Beyond that, nations can cultivate a cyber reward culture where the discovery of bugs and vulnerabilities are rewarded, providing an incentive for the cybersecurity community to share their knowledge and promote joint solutioning. For example, Singapore conducts its Government Bug Bounty Programme where ethical hackers are rewarded with a monetary bonus for discovering online vulnerabilities.
#4 Adopt a people, technology, process and governance framework
As much as cybersecurity is a technology problem, it cannot be ignored that humans are part of the equation contributing to it. Cyber hygiene needs to be emphasised and practiced religiously. Employees and individuals need to be educated on cyber threats and risks, given the prevalence of phishing attacks and social engineering hacking campaigns.
From the technology perspective, the public and private sector should incorporate layered defences with data and endpoint security, gateway-based security, automating scanning, monitoring and malware removal. Antivirus solutions, data loss detection and protection, and VPN solutions must not be overlooked. With processes, cybersecurity teams should conduct threat profiling, creation of threat segmentation, zoning and risk containerization. Having a habit of backing data daily would be a good policy to adopt too. Finally, when it comes to governance, a good cyber threat visibility and intelligence programme will be vital in completing a well-rounded cybersecurity strategy.

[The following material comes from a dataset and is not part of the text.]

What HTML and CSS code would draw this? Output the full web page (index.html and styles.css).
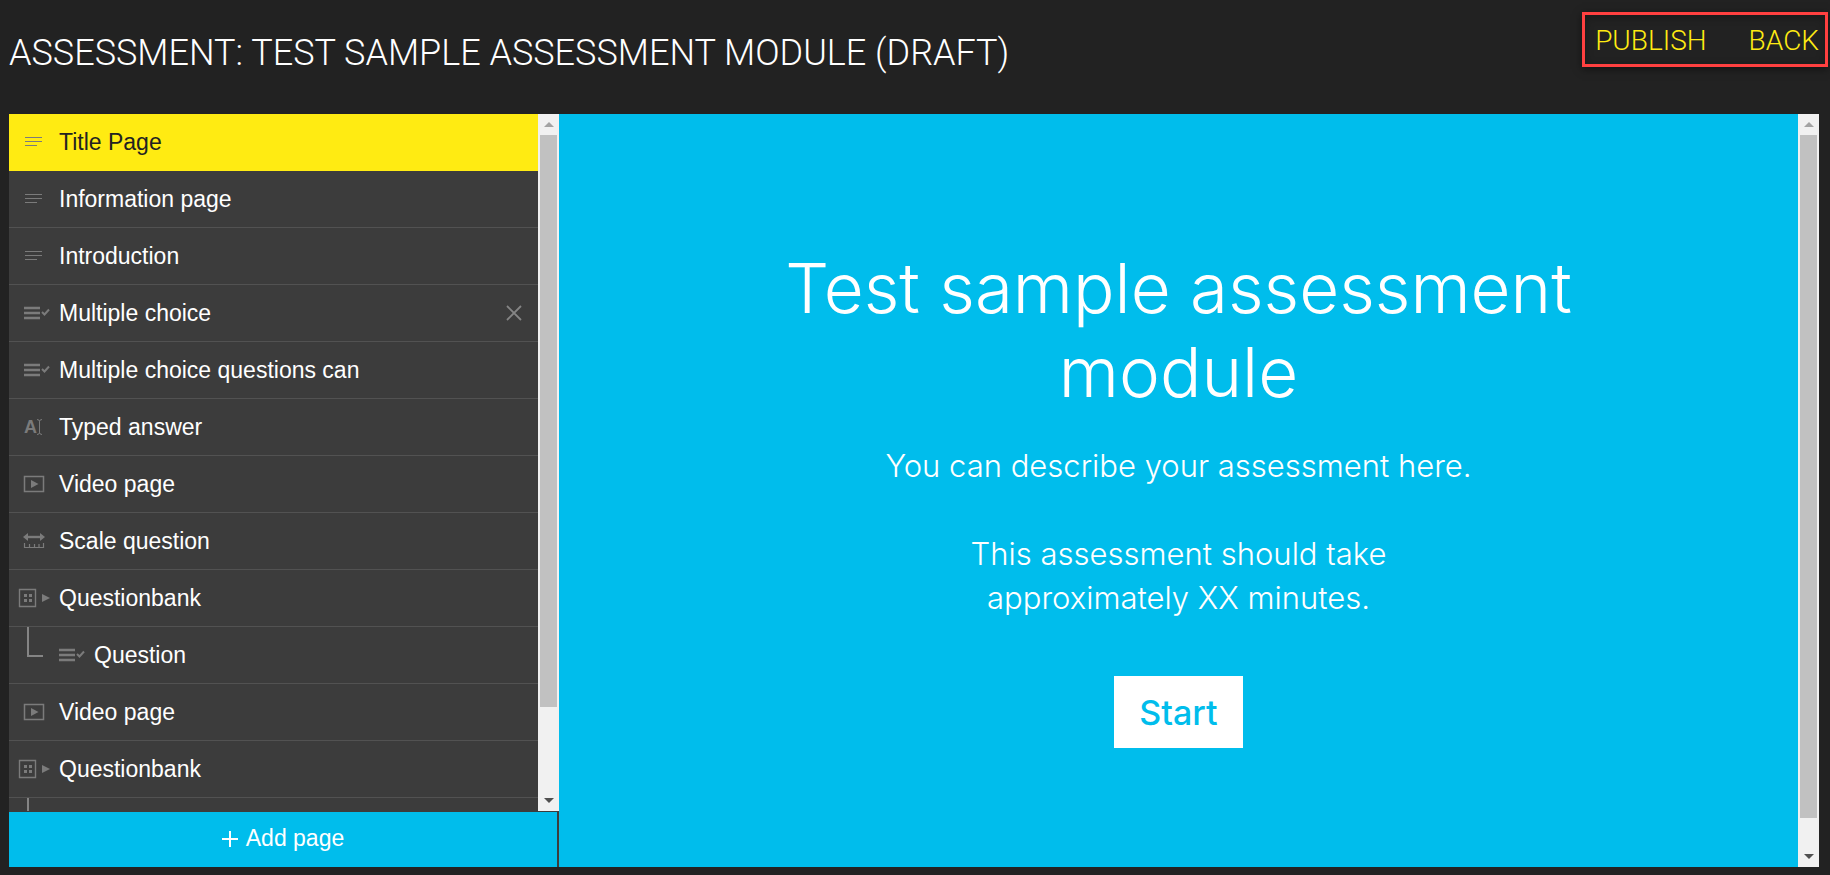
FILE: index.html
```html
<!DOCTYPE html>
<html lang="en">
<head>
    <meta charset="UTF-8">
    <meta name="viewport" content="width=device-width, initial-scale=1.0">
    <title>Assessment: Test sample assessment module</title>
    <link rel="stylesheet" href="styles.css">
</head>
<body>
    <!-- Shared icons -->
    <svg class="icon-defs" aria-hidden="true">
        <symbol id="icon-text" viewBox="0 0 36 24">
            <path d="M9 7.5h17M9 11.5h17M9 15.5h12" stroke="currentColor" stroke-width="1.2" fill="none"/>
        </symbol>
        <symbol id="icon-choice" viewBox="0 0 36 24">
            <path d="M8 7h16M8 12h16M8 17h16" stroke="currentColor" stroke-width="2.5" fill="none"/>
            <path d="M26 11l2.5 2.5 4.5-5" stroke="currentColor" stroke-width="2" fill="none"/>
        </symbol>
        <symbol id="icon-typed" viewBox="0 0 36 24">
            <text x="8" y="18" class="icon-letter">A</text>
            <path d="M21 4.5q2.500 0 2.500 2v11q0 2-2.500 2M26 4.500q-2.500 0-2.500 2v11q0 2 2.500 2" stroke="currentColor" fill="none"/>
        </symbol>
        <symbol id="icon-video" viewBox="0 0 36 24">
            <path d="M8.500 4.500h19v15h-19z" stroke="currentColor" stroke-width="1.500" fill="none"/>
            <path d="M15 8l7.500 4-7.500 4z" fill="currentColor"/>
        </symbol>
        <symbol id="icon-scale" viewBox="0 0 36 24">
            <path d="M11 8h14" stroke="currentColor" stroke-width="2.400" fill="none"/>
            <path d="M7 8l5-4v8zM29 8l-5-4v8z" fill="currentColor"/>
            <path d="M8.500 14v4.500h19V14M13.500 18v-3M18.500 18v-3M23 18v-3" stroke="currentColor" stroke-width="1.200" fill="none"/>
        </symbol>
        <symbol id="icon-bank" viewBox="0 0 36 24">
            <path d="M3.500 3.500h16v17h-16z" stroke="currentColor" stroke-width="1.400" fill="none"/>
            <path d="M8 8h3v3H8zM13 8h3v3h-3zM8 13h3v3H8zM13 13h3v3h-3z" fill="currentColor"/>
            <path d="M26 8l8 4-8 4z" fill="currentColor"/>
        </symbol>
    </svg>

    <header class="header">
        <h1 class="title">ASSESSMENT: TEST SAMPLE ASSESSMENT MODULE (DRAFT)</h1>
        <nav class="actions">
            <a href="#publish">PUBLISH</a>
            <a href="#back">BACK</a>
        </nav>
    </header>

    <main class="editor">
        <aside class="sidebar">
            <div class="list-wrap">
                <ul class="page-list">
                    <li class="page active"><button type="button" class="page-link"><svg class="icon"><use href="#icon-text"/></svg>Title Page</button></li>
                    <li class="page"><button type="button" class="page-link"><svg class="icon"><use href="#icon-text"/></svg>Information page</button></li>
                    <li class="page"><button type="button" class="page-link"><svg class="icon"><use href="#icon-text"/></svg>Introduction</button></li>
                    <li class="page">
                        <button type="button" class="page-link"><svg class="icon"><use href="#icon-choice"/></svg>Multiple choice</button>
                        <button type="button" class="remove" aria-label="Remove page">
                            <svg width="16" height="16" viewBox="0 0 16 16"><path d="M1 1l14 14M15 1L1 15" stroke="currentColor" stroke-width="1.800" fill="none"/></svg>
                        </button>
                    </li>
                    <li class="page"><button type="button" class="page-link"><svg class="icon"><use href="#icon-choice"/></svg>Multiple choice questions can</button></li>
                    <li class="page"><button type="button" class="page-link"><svg class="icon"><use href="#icon-typed"/></svg>Typed answer</button></li>
                    <li class="page"><button type="button" class="page-link"><svg class="icon"><use href="#icon-video"/></svg>Video page</button></li>
                    <li class="page"><button type="button" class="page-link"><svg class="icon"><use href="#icon-scale"/></svg>Scale question</button></li>
                    <li class="page"><button type="button" class="page-link"><svg class="icon"><use href="#icon-bank"/></svg>Questionbank</button></li>
                    <li class="page child"><span class="branch"></span><button type="button" class="page-link"><svg class="icon"><use href="#icon-choice"/></svg>Question</button></li>
                    <li class="page"><button type="button" class="page-link"><svg class="icon"><use href="#icon-video"/></svg>Video page</button></li>
                    <li class="page"><button type="button" class="page-link"><svg class="icon"><use href="#icon-bank"/></svg>Questionbank</button></li>
                    <li class="page child"><span class="branch"></span></li>
                </ul>
                <div class="scrollbar">
                    <span class="arrow up"></span>
                    <div class="track"><div class="thumb thumb-list"></div></div>
                    <span class="arrow down"></span>
                </div>
            </div>
            <button type="button" class="add-page">
                <svg width="16" height="16" viewBox="0 0 16 16"><path d="M8 0v16M0 8h16" stroke="currentColor" stroke-width="2" fill="none"/></svg>
                Add page
            </button>
        </aside>

        <section class="preview">
            <div class="preview-content">
                <h2>Test sample assessment module</h2>
                <p>You can describe your assessment here.</p>
                <p>This assessment should take approximately XX minutes.</p>
                <button type="button" class="start">Start</button>
            </div>
            <div class="scrollbar">
                <span class="arrow up"></span>
                <div class="track"><div class="thumb thumb-preview"></div></div>
                <span class="arrow down"></span>
            </div>
        </section>
    </main>
</body>
</html>
```
FILE: styles.css
```css
* {
    box-sizing: border-box;
}

body {
    margin: 0;
    height: 100vh;
    display: flex;
    flex-direction: column;
    background-color: #222;
    color: #fff;
    font-family: "Liberation Sans", Arial, sans-serif;
}

h1, h2, p, ul {
    margin: 0;
    padding: 0;
}

button {
    border: none;
    background: none;
    padding: 0;
    color: inherit;
    font-family: inherit;
    cursor: pointer;
}

.icon-defs {
    display: none;
}

/* Header */
.header {
    display: flex;
    justify-content: space-between;
    align-items: flex-start;
    height: 114px;
    padding: 12px 2px 0 9px;
}

.title {
    padding-top: 20px;
    font-family: Roboto, sans-serif;
    font-size: 36px;
    font-weight: 300;
    line-height: 42px;
}

.actions {
    display: flex;
    gap: 42px;
    padding: 9px 6px 7px 10px;
    border: 3px solid #ff4040;
    box-shadow: 0 2px 8px rgba(0, 0, 0, 0.5), inset 0 2px 8px rgba(0, 0, 0, 0.3);
}

.actions a {
    color: #ffeb12;
    font-family: Roboto, sans-serif;
    font-size: 28px;
    font-weight: 300;
    line-height: 33px;
    text-decoration: none;
}

/* Editor */
.editor {
    flex: 1;
    display: flex;
    min-height: 0;
    margin: 0 11px 8px 9px;
}

.sidebar {
    flex: 0 0 550px;
    display: flex;
    flex-direction: column;
    background-color: #3c3c3c;
}

.list-wrap {
    flex: 1;
    display: flex;
    min-height: 0;
    margin-bottom: 1px;
}

.page-list {
    flex: 1;
    overflow: hidden;
    list-style: none;
}

.page {
    display: flex;
    align-items: center;
    height: 57px;
    padding: 0 16px 0 7px;
    border-bottom: 1px solid #525252;
}

.page.active {
    background-color: #ffeb12;
    border-color: #ffeb12;
    color: #222;
}

.page-link {
    flex: 1;
    display: flex;
    align-items: center;
    gap: 7px;
    font-size: 23px;
    line-height: 26px;
    text-align: left;
}

.page.child {
    padding-left: 18px;
    gap: 8px;
}

.branch {
    align-self: flex-start;
    width: 16px;
    height: 30px;
    border-left: 2px solid #858585;
    border-bottom: 2px solid #858585;
}

.icon {
    width: 36px;
    height: 24px;
    color: #7b7b7b;
}

.icon-letter {
    font: bold 18px "Liberation Sans", Arial, sans-serif;
    fill: currentColor;
}

.remove {
    display: flex;
    color: #858585;
}

.add-page {
    display: flex;
    justify-content: center;
    align-items: center;
    gap: 8px;
    height: 55px;
    margin-right: 2px;
    padding-bottom: 2px;
    background-color: #00bdec;
    font-size: 23px;
}

/* Scrollbars */
.scrollbar {
    flex: 0 0 21px;
    display: flex;
    flex-direction: column;
    align-items: center;
    background-color: #f1f1f1;
}

.track {
    flex: 1;
    width: 17px;
}

.thumb {
    background-color: #c1c1c1;
}

.thumb-list {
    height: 87.3%;
}

.thumb-preview {
    height: 96%;
}

.arrow {
    display: flex;
    justify-content: center;
    align-items: center;
    height: 21px;
}

.arrow::before {
    content: "";
    border: 5px solid transparent;
}

.up::before {
    border-top: none;
    border-bottom-color: #a3a3a3;
}

.down::before {
    border-bottom: none;
    border-top-color: #505050;
}

/* Preview */
.preview {
    flex: 1;
    display: flex;
    background-color: #00bdec;
    font-family: Inter, sans-serif;
}

.preview-content {
    flex: 1;
    display: flex;
    flex-direction: column;
    align-items: center;
    padding-top: 132px;
    text-align: center;
}

.preview h2 {
    max-width: 860px;
    margin-bottom: 30px;
    font-size: 69px;
    font-weight: 300;
    line-height: 84px;
}

.preview p {
    max-width: 620px;
    margin-bottom: 44px;
    font-size: 31px;
    font-weight: 300;
    line-height: 44px;
}

.start {
    height: 72px;
    margin-top: 12px;
    padding: 0 25px;
    background-color: #fff;
    color: #00bdec;
    font-size: 34px;
    font-weight: 500;
}
```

Ultimately, the increasing connectivity of our world means that the possibility of cyber threats will always be present. However, it is clear that the potential economic and social benefits that smart cities can bring to the table outweigh the risks, and nations should not be dissuaded from their smart city plans. Through gaining accurate intelligence of where external threats lie, understanding them and implementing effective cybersecurity measures, cities will become not just smarter, but safer as well.